Deutsche Bank processed €31 billion more in questionable funds for Danske Bank than previously thought, bringing the sum total of such funds believed to have moved through the German bank to some €160 billion, Reuters reported.
This additional sum is in addition to approximately €130 billion Deutsche cleared for Danske's Estonian branch from 2007-2015, indicating that it handled four-fifths of flows from the Danish bank's clients in Russia and the former Soviet Union, the Financial Times reported, citing people familiar with the case.
An internal audit at Danske has established that non-resident clients of their Estonian branch moved up to €200 billion in money of possibly suspicious origin between 2007 and 2014. The fresh revelation, however, signals that Deutsche may have cleared up to 80% of the potentially suspicious amount.
"We have continuously intensified our efforts in recent years against money laundering and tax evasion," Deutsche CFO James von Moltke said in a statement.

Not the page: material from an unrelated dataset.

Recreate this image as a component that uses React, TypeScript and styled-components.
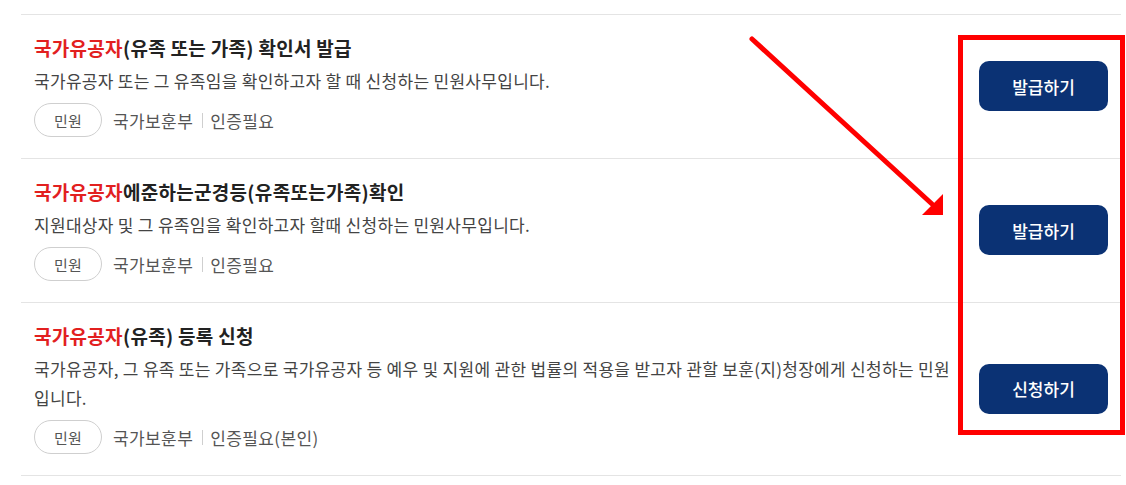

The bank is also under investigation in a separate German case linked to the so-called Panama Papers, a trove of documents from Panamanian law firm Mossack Fonseca that was leaked to the media in April 2016.
Speaking on CNBC, von Moltke said that the share price was a concern, but reiterated that Deutsche would hit its targets and return to profit this year. Asked whether clients were withdrawing money from the bank, he responded that customers' reactions were very limited.
Deutsche shares have decreased in value by more than half this year, currently valuing the bank at €16.7 billion.
Five-year credit default swaps, ie the cst of insurance on its debts, rose 16% on Thursday to 221.5 basis points, currently pricing in a 17.3% probability of default, according to data from Reuters' financial markets data and infrastructure provider Refinitiv.